The question of pasteurisation is one that will be taken up immediately the Bill is passed, and, pending the installation of complete and effective pasteurisation plant, sterilisation along somewhat similar lines as has been suggested here will be undertaken and adopted. Personally, I think pasteurisation is the most important step of any we can take. I think more can be done in the dairying areas by pasteurisation than by any other method.

We cannot compensate for reactors as if they were all the progeny of the golden calf, nor in the matter of compensation, can we come to any special arrangement with any section of owners. Section 3 enables compensation to be paid in areas which are not yet clearance areas or accredited areas, provided notice has been given that they are to become such areas. I hope to make contact personally with and secure the co-operation of all rural societies. I have already arranged to meet the agricultural advisory committee in County Cork, which is an area I know to be heavily affected and where I am familiar with the people and the conditions. I shall pursue this method of personal close contact with the problem so far as it is possible for me to do so.
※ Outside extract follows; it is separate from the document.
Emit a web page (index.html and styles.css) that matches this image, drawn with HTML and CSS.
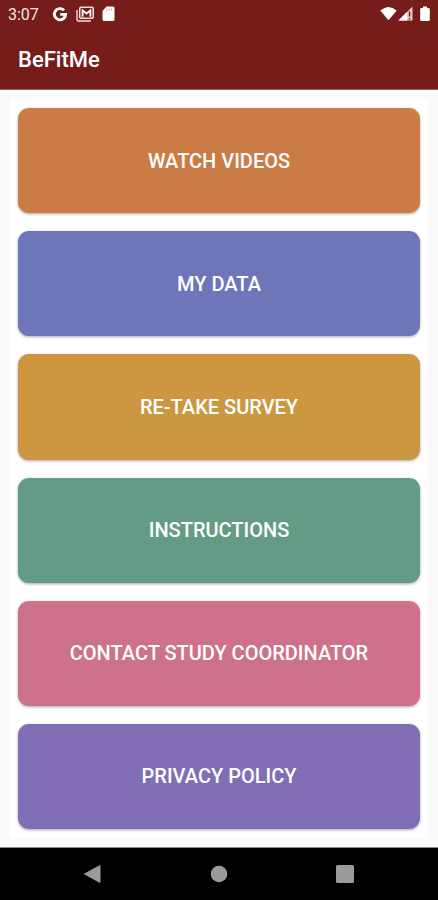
FILE: index.html
```
<!DOCTYPE html>
<html lang="en">
<head>
    <meta charset="UTF-8">
    <meta name="viewport" content="width=device-width, initial-scale=1.0">
    <title>BeFitMe</title>
    <link rel="stylesheet" href="styles.css">
</head>
<body>

    <header class="header">
        <div class="status-bar">
            <span class="time">3:07</span>
            <div class="status-icons">
                <svg width="16" height="16" viewBox="0 0 16 16">
                    <path d="M12 4.300A5.600 5.600 0 1 0 13.600 8.400H8.300" fill="none" stroke="#fff" stroke-width="2.900"/>
                </svg>
                <svg width="18" height="16" viewBox="0 0 18 16">
                    <path d="M1 4v9.500a1.500 1.500 0 0 0 1.500 1.500H15" fill="none" stroke="#f3e0e0" stroke-width="1.400"/>
                    <rect x="3.700" y="1.300" width="13.500" height="11" rx="1.200" fill="none" stroke="#f3e0e0" stroke-width="1.500"/>
                    <path d="M6.600 10.800V4.300l3.900 3.200 3.900-3.200v6.500" fill="none" stroke="#fff" stroke-width="1.800"/>
                </svg>
                <svg width="13" height="16" viewBox="0 0 13 16">
                    <path d="M4.500 .5H11a1.500 1.500 0 0 1 1.500 1.500v11.500a1.500 1.500 0 0 1-1.500 1.500H2a1.500 1.500 0 0 1-1.500-1.500V5z" fill="#fff"/>
                    <path d="M5 2.500v2M7.200 2.500v2M9.400 2.500v2" stroke="#c49b9a" stroke-width=".9"/>
                </svg>
            </div>
            <div class="system-icons">
                <svg width="17" height="16" viewBox="0 0 17 16">
                    <path d="M.3 4.500Q8.500-2.500 16.700 4.500L9.200 13.500Q8.500 14.300 7.800 13.500z" fill="#fff"/>
                </svg>
                <svg width="15" height="16" viewBox="0 0 15 16">
                    <path d="M14.500 .5v14H.5z" fill="#e3c9c8"/>
                    <path d="M9 6v8.500H.5z" fill="#fff"/>
                    <path d="M11.500 5.500v5M11.500 12v1.500" stroke="#761d1b" stroke-width="1.400"/>
                </svg>
                <svg class="battery" width="10" height="16" viewBox="0 0 10 16">
                    <path d="M3 .5h4V2h1.500a1.300 1.300 0 0 1 1.300 1.300v10.400a1.300 1.300 0 0 1-1.300 1.300h-7a1.300 1.300 0 0 1-1.300-1.300V3.300A1.300 1.300 0 0 1 1.500 2H3z" fill="#fff"/>
                </svg>
            </div>
        </div>
        <h1 class="title">BeFitMe</h1>
    </header>

    <main class="content">
        <div class="menu">
            <button class="menu-button videos">WATCH VIDEOS</button>
            <button class="menu-button data">MY DATA</button>
            <button class="menu-button survey">RE-TAKE SURVEY</button>
            <button class="menu-button instructions">INSTRUCTIONS</button>
            <button class="menu-button contact">CONTACT STUDY COORDINATOR</button>
            <button class="menu-button privacy">PRIVACY POLICY</button>
        </div>
    </main>

    <nav class="nav-bar">
        <button class="nav-button" aria-label="Back">
            <svg width="18" height="18" viewBox="0 0 18 18"><path d="M16 .5v17L.5 9z" fill="#9b9b9b" stroke="#9b9b9b" stroke-linejoin="round"/></svg>
        </button>
        <button class="nav-button" aria-label="Home">
            <svg width="18" height="18" viewBox="0 0 18 18"><circle cx="9" cy="9" r="8.300" fill="#9b9b9b"/></svg>
        </button>
        <button class="nav-button" aria-label="Recent apps">
            <svg width="18" height="18" viewBox="0 0 18 18"><rect width="18" height="18" rx="1.500" fill="#9b9b9b"/></svg>
        </button>
    </nav>

</body>
</html>
```
FILE: styles.css
```
body {
    display: flex;
    flex-direction: column;
    min-height: 100vh;
    margin: 0;
    background-color: #fafafa;
    font-family: Roboto, "Liberation Sans", sans-serif;
}

.header {
    background-color: #761d1b;
    color: white;
    border-bottom: 1px solid #9a5c5a;
}

.status-bar {
    display: flex;
    align-items: center;
    height: 28px;
    padding: 0 8px;
}

.time {
    font-size: 16px;
    color: #f3e4e4;
}

.status-icons {
    display: flex;
    gap: 8px;
    margin-left: 13px;
}

.system-icons {
    display: flex;
    gap: 1px;
    margin-left: auto;
}

.battery {
    margin-left: 6px;
}

.title {
    margin: 0;
    padding: 2px 18px 0;
    font-size: 22px;
    font-weight: 500;
    line-height: 59px;
}

.content {
    flex: 1;
    display: flex;
    padding: 9px 10px;
}

.menu {
    flex: 1;
    display: flex;
    flex-direction: column;
    gap: 18px;
    padding: 9px 8px;
    background-color: white;
}

.menu-button {
    flex: 1;
    border: none;
    border-radius: 11px;
    box-shadow: 0 1px 3px rgba(0, 0, 0, 0.35);
    font-family: inherit;
    font-size: 20px;
    font-weight: 500;
    color: white;
    cursor: pointer;
}

.videos {
    background-color: #cb7b46;
}

.data {
    background-color: #6c76b9;
}

.survey {
    background-color: #cc9740;
}

.instructions {
    background-color: #649b86;
}

.contact {
    background-color: #cd728a;
}

.privacy {
    background-color: #816db6;
}

.nav-bar {
    display: flex;
    height: 52px;
    padding: 0 30px;
    border-top: 1px solid #888;
    background-color: black;
}

.nav-button {
    flex: 1;
    display: flex;
    align-items: center;
    justify-content: center;
    padding: 0;
    border: none;
    background: none;
    cursor: pointer;
}
```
I do not know who said—I think it was Senator Baxter—that it is not a question now of choosing what we believe is the right thing to do. We have absolutely no choice. It is a question of not merely safeguarding our export trade but of developing here a superior type of cattle and a betterment of our dairy produce for our own use.
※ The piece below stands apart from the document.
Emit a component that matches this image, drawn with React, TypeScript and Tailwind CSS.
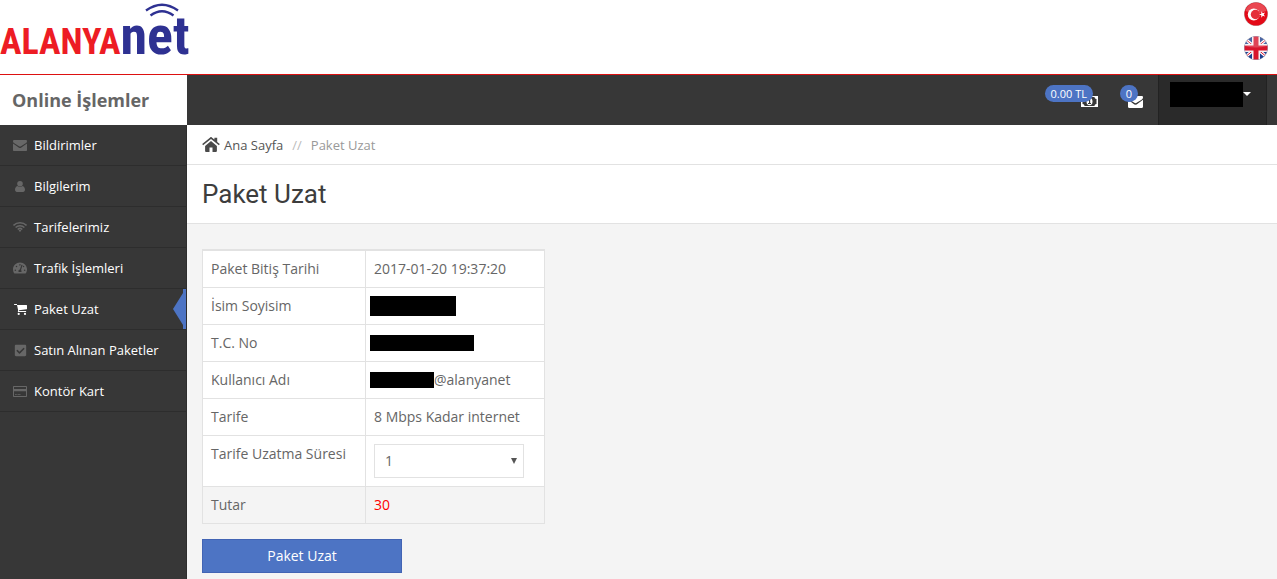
import { useState } from 'react'
import type { ReactNode } from 'react'
import { FaCheckSquare, FaTachometerAlt } from 'react-icons/fa'

function EnvelopeIcon({ className = '' }: { className?: string }) {
  return (
    <svg viewBox="0 0 14 11" fill="currentColor" className={className}>
      <path d="M0 1.2C0 .5.5 0 1.2 0h11.6c.7 0 1.2.5 1.2 1.2 0 .9-.7 1.6-1.3 2.1L8.4 6C8 6.300 7.500 6.600 7 6.600s-1-.3-1.400-.6L1.300 3.300C.7 2.800 0 2.100 0 1.200z" />
      <path d="M0 3.500l5 3.600c.6.5 1.300.9 2 .9s1.400-.4 2-.9l5-3.600V10c0 .6-.4 1-1 1H1c-.6 0-1-.4-1-1z" />
    </svg>
  )
}

function UserIcon() {
  return (
    <svg viewBox="0 0 10 11" fill="currentColor" className="w-[10px] h-[11px]">
      <circle cx="5" cy="2.800" r="2.800" />
      <path d="M2.500 4.900C.8 5.200 0 7 0 8.800 0 10 .8 11 1.900 11h6.200C9.200 11 10 10 10 8.800 10 7 9.200 5.200 7.500 4.900 6.800 5.600 6 6 5 6s-1.800-.4-2.500-1.100z" />
    </svg>
  )
}

function WifiIcon() {
  return (
    <svg viewBox="0 0 14 10" fill="none" stroke="currentColor" strokeWidth="1.500" className="w-[14px] h-[10px]">
      <path d="M.5 3.400a9.300 9.300 0 0 1 13 0M2.600 5.500a6.300 6.300 0 0 1 8.800 0M4.700 7.500a3.300 3.300 0 0 1 4.600 0" />
      <path d="M5.600 8.500L7 10l1.400-1.500a1.900 1.900 0 0 0-2.800 0z" fill="currentColor" stroke="none" />
    </svg>
  )
}

function CartIcon() {
  return (
    <svg viewBox="0 0 13 11" fill="currentColor" className="w-[13px] h-[11px]">
      <path d="M0 .4C0 .2.200 0 .4 0h2c.5 0 .6.500.7.900h9.400c.3 0 .5.200.5.500v3.500c0 .2-.2.400-.4.400l-7.600.9.100.8h6.600c.3 0 .5.200.5.400s-.2.500-.5.500H4.300c-.3 0-.5-.2-.5-.5 0-.2.300-.7.400-.9L3 .900H.4C.2.900 0 .7 0 .4z" />
      <circle cx="4.700" cy="9.900" r="1.100" />
      <circle cx="11" cy="9.900" r="1.100" />
    </svg>
  )
}

function CardIcon() {
  return (
    <svg viewBox="0 0 14 11" fill="currentColor" className="w-[14px] h-[11px]">
      <path fillRule="evenodd" d="M1 0h12c.6 0 1 .4 1 1v9c0 .6-.4 1-1 1H1c-.6 0-1-.4-1-1V1c0-.6.400-1 1-1zM1 1v2h12V1zM1 5.300V10h12V5.300z" />
      <path d="M2 8.200h1.800V9H2zM4.500 8.200h3V9h-3z" />
    </svg>
  )
}

function HomeIcon() {
  return (
    <svg viewBox="0 0 18 15" fill="#4a4a4a" className="w-[18px] h-[15px]">
      <path d="M9 3.900l5.900 5V14c0 .5-.4.900-.9.900h-3.500v-4.300h-3v4.300H4c-.5 0-.9-.4-.9-.9V8.900z" />
      <path d="M8.200.4c.5-.4 1.100-.4 1.600 0l2.600 2.200V.7h2.800v4.200l2.600 2.200-.9 1.100L9 1.900 1.100 8.200l-.9-1.100z" />
    </svg>
  )
}

function MoneyIcon() {
  return (
    <svg viewBox="0 0 17 11" className="w-[17px] h-[11px]">
      <path fill="#fff" d="M0 0h17v11H0z" />
      <path fill="#373737" d="M3.500 1h10c0 1.200.8 2 2 2v5c-1.200 0-2 .8-2 2h-10c0-1.200-.8-2-2-2V3c1.200 0 2-.8 2-2z" />
      <ellipse cx="8.500" cy="5.500" rx="3" ry="3.800" fill="#fff" />
      <path fill="#373737" d="M8 3h1.200v4h.8v1H7V7h1V4.300H7z" />
    </svg>
  )
}

function Logo() {
  return (
    <a href="#" aria-label="Alanyanet" className="relative flex items-baseline h-[74px] font-bold leading-[72px] font-['Roboto_Condensed','Roboto',sans-serif]">
      <span className="text-4xl text-[#ed1c24] font-['Liberation_Sans_Narrow','Roboto_Condensed','Roboto',sans-serif]">ALANYA</span>
      <span className="text-[54px] text-[#2e3192] font-['Liberation_Sans_Narrow','Roboto_Condensed','Roboto',sans-serif]">net</span>
      <svg viewBox="0 0 36 14" fill="none" stroke="#2e3192" strokeWidth="2.400" className="absolute left-[144px] top-[3px] w-[36px] h-[14px]">
        <path d="M2 7.500Q18-4 34 7.500" />
        <path d="M6.500 12.500Q18 4 29.500 12.500" />
      </svg>
    </a>
  )
}

function TurkishFlag() {
  return (
    <svg viewBox="0 0 24 24" className="w-6 h-6">
      <circle cx="12" cy="12" r="12" fill="#b9aeb0" />
      <circle cx="12" cy="12" r="11.500" fill="#e30a17" />
      <path d="M1.500 9a10.800 10.800 0 0 1 21 0Q12 13 1.500 9z" fill="#fff" opacity=".25" />
      <circle cx="9.800" cy="12.500" r="6" fill="#fff" />
      <circle cx="11.500" cy="12.500" r="4.700" fill="#e5303a" />
      <path d="M15 12.500l2.300-.8V9.300l1.500 2 2.300-.8-1.400 2 1.400 2-2.300-.8-1.500 2v-2.400z" fill="#fff" />
    </svg>
  )
}

function BritishFlag() {
  return (
    <svg viewBox="0 0 24 24" className="w-6 h-6">
      <clipPath id="uk">
        <circle cx="12" cy="12" r="11.500" />
      </clipPath>
      <circle cx="12" cy="12" r="12" fill="#a8a8b4" />
      <g clipPath="url(#uk)">
        <path fill="#1d3f8f" d="M0 0h24v24H0z" />
        <path stroke="#fff" strokeWidth="3" d="M0 2l24 20M24 2L0 22" />
        <path stroke="#d8142c" strokeWidth="1" d="M0 2l24 20M24 2L0 22" />
        <path stroke="#f4f0f2" strokeWidth="8" d="M12 0v24M0 12h24" />
        <path stroke="#d8142c" strokeWidth="5" d="M12 0v24M0 12h24" />
        <path d="M1 10a11 11 0 0 1 22 0Q12 13 1 10z" fill="#fff" opacity=".2" />
      </g>
    </svg>
  )
}

const menu = [
  { label: 'Bildirimler', icon: <EnvelopeIcon className="w-[14px] h-[11px]" /> },
  { label: 'Bilgilerim', icon: <UserIcon /> },
  { label: 'Tarifelerimiz', icon: <WifiIcon /> },
  { label: 'Trafik İşlemleri', icon: <FaTachometerAlt className="size-[14px]" /> },
  { label: 'Paket Uzat', icon: <CartIcon />, active: true },
  { label: 'Satın Alınan Paketler', icon: <FaCheckSquare className="size-[13px]" /> },
  { label: 'Kontör Kart', icon: <CardIcon /> },
]

function Row({ label, children }: { label: ReactNode; children: ReactNode }) {
  return (
    <tr className="last:bg-[#f4f4f4]">
      <th scope="row" className="w-[163px] p-2 font-normal text-left align-top border border-[#e2e2e2]">
        {label}
      </th>
      <td className="p-2 align-top border border-[#e2e2e2]">{children}</td>
    </tr>
  )
}

function App() {
  const [months, setMonths] = useState(1)

  return (
    <div className="flex flex-col min-h-screen bg-white text-[#666] font-['Open_Sans',sans-serif] text-[13px] leading-5">
      <header className="flex justify-between h-[75px] border-b border-[#dd1111]">
        <Logo />
        <div className="flex flex-col gap-[10px] pt-[2px] pr-[9px]">
          <button aria-label="Türkçe">
            <TurkishFlag />
          </button>
          <button aria-label="English">
            <BritishFlag />
          </button>
        </div>
      </header>

      <div className="flex flex-1">
        {/* Sidebar */}
        <aside className="w-[187px] shrink-0 bg-[#373737] border-r border-[#2e2e2e]">
          <div className="flex items-center h-[50px] -mr-px pl-3 bg-white text-lg font-bold">Online İşlemler</div>
          <nav>
            {menu.map((item) => (
              <a
                key={item.label}
                href="#"
                className="relative flex items-center h-[41px] pl-[13px] text-white border-b border-[#2d2d2d]"
              >
                <span className={`flex justify-center w-[14px] mr-[7px] ${item.active ? 'text-white' : 'text-[#676767]'}`}>
                  {item.icon}
                </span>
                {item.label}
                {item.active && (
                  <svg viewBox="0 0 13 40" className="absolute top-0 right-0 w-[13px] h-10">
                    <path d="M0 20L10 4V0h3v40h-3v-4z" fill="#4d74c4" />
                  </svg>
                )}
              </a>
            ))}
          </nav>
        </aside>

        <div className="flex flex-col flex-1 min-w-0">
          {/* Top bar */}
          <div className="flex justify-end h-[50px] pr-[10px] bg-[#373737]">
            <button aria-label="Bakiye" className="relative flex justify-center w-[46px] pt-[21px]">
              <MoneyIcon />
              <span className="absolute top-[10px] right-[19px] px-[6px] rounded-full bg-[#4d74c4] text-white text-[11px] leading-[17px] whitespace-nowrap">
                0.00 TL
              </span>
            </button>
            <button aria-label="Mesajlar" className="relative flex justify-center w-[46px] pt-[21px]">
              <EnvelopeIcon className="w-[15px] h-[12px] text-white" />
              <span className="absolute top-[10px] right-[20px] px-[6px] rounded-full bg-[#4d74c4] text-white text-[11px] leading-[17px]">
                0
              </span>
            </button>
            <button
              aria-label="Hesap"
              className="flex items-start h-full w-[109px] pt-[7px] pl-[11px] bg-[#2a2a2a] border-x border-[#222]"
            >
              <span className="w-[73px] h-[25px] bg-black" />
              <svg viewBox="0 0 8 4" fill="#fff" className="w-2 h-1 mt-[10px]">
                <path d="M0 0h8L4 4z" />
              </svg>
            </button>
          </div>

          {/* Breadcrumb */}
          <nav className="flex items-center h-10 px-[15px] border-b border-[#e2e2e2]">
            <a href="#" className="flex items-center gap-1 text-[#555]">
              <HomeIcon />
              Ana Sayfa
            </a>
            <span className="mx-[9px] text-[#bbb]">//</span>
            <span className="text-[#999]">Paket Uzat</span>
          </nav>

          <h1 className="flex items-center h-[59px] px-[15px] border-b border-[#e2e2e2] text-[#3d3d3d] text-[26px] font-['Roboto',sans-serif]">
            Paket Uzat
          </h1>

          <main className="flex-1 px-[15px] pt-[25px] pb-[6px] bg-[#f4f4f4] text-sm">
            <table className="w-[343px] bg-white border-collapse border border-t-2 border-[#e2e2e2]">
              <tbody>
                <Row label="Paket Bitiş Tarihi">2017-01-20 19:37:20</Row>
                <Row label="İsim Soyisim">
                  <div className="w-[86px] h-5 -ml-1 bg-black" />
                </Row>
                <Row label="T.C. No">
                  <div className="w-[104px] h-4 my-[2px] -ml-1 bg-black" />
                </Row>
                <Row label="Kullanıcı Adı">
                  <div className="flex items-center -ml-1">
                    <span className="w-[64px] h-4 bg-black" />
                    @alanyanet
                  </div>
                </Row>
                <Row label="Tarife">8 Mbps Kadar internet</Row>
                <Row label={<label htmlFor="months">Tarife Uzatma Süresi</label>}>
                  <div className="relative w-[150px]">
                    <select
                      id="months"
                      value={months}
                      onChange={(e) => setMonths(Number(e.target.value))}
                      className="block w-full h-[34px] px-[10px] appearance-none bg-white border border-[#e2e2e2]"
                    >
                      {[1, 2, 3, 6, 12].map((m) => (
                        <option key={m} value={m}>
                          {m}
                        </option>
                      ))}
                    </select>
                    <svg viewBox="0 0 6 6" fill="#555" className="absolute right-[7px] top-[14px] size-[6px] pointer-events-none">
                      <path d="M0 0h6L3 6z" />
                    </svg>
                  </div>
                </Row>
                <Row label="Tutar">
                  <span className="text-[#f00]">{months * 30}</span>
                </Row>
              </tbody>
            </table>
            <button className="w-[200px] h-[34px] mt-[15px] bg-[#4d74c4] border border-[#4264b4] text-white">
              Paket Uzat
            </button>
          </main>
        </div>
      </div>
    </div>
  )
}

export default App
There was some complaint here to-day that already money has been wasted. Every new and unfamiliar venture is bound to be wasteful for a start. I do not blame the Department, nor have I any blame for my predecessor, if there has been waste. We have had to get experience of how the thing should be done. If we gain experience, we shall ensure a return for all the money spent.

In regard to incentives, I think Senators have in mind the British form of incentives. I think we are offering a very definite incentive. Testing is free and compensation is provided and that is not done in Britain. I think the provisions are at least as generous as those which Senators have in mind.

Many things such as pasteurisation, isolation and segregation will have to be dealt with. Housing is a very important item with cows. Many of our people seem to think that what is comfort for human beings is also comfort for cows. That is not true. If I had my way, I would tear out the front of every cowshed. I wish also that people would learn to make hay and silage. Further, there is a danger of avian tuberculosis and, shall I call it, porcine tuberculosis. Pigs and hens kept with, and in close connection with, cattle will definitely spread and maintain the condition of tuberculosis in the herds, and care should be taken about that.

There may be many things—it is useful to be deaf sometimes; it is a good excuse—that I have missed, but perhaps, having been over the hurdles for the first time, Senators on the next stage of this Bill may enlighten me further and I will try to help them. I am in the hands of the House as I am anxious to get the Bill through.

Question put and agreed to.

There are some amendments which some Senators might like to put down. I had three amendments in mind and Senator O'Donovan had a suggestion about giving the Minister power regarding pasteurisation and making milk safe. I think the Bill could be improved in Committee, although I realise that it should go through.

If the points are not very involved or contentious, perhaps we could take the Committee Stage now. If the Senators made their points, the Minister might be able to clear up the matters for them.

Perhaps we could take the Committee and Final Stages to-morrow.

In view of the fact that the Dáil is rising to-morrow, would it not be possible to meet in the morning?

We will have to allow until at least 1 o'clock for the submission of amendments. I think that, in the circumstances, 3 o'clock would be the earliest we could meet to-morrow.

Committee Stage ordered for Thursday, 4th July.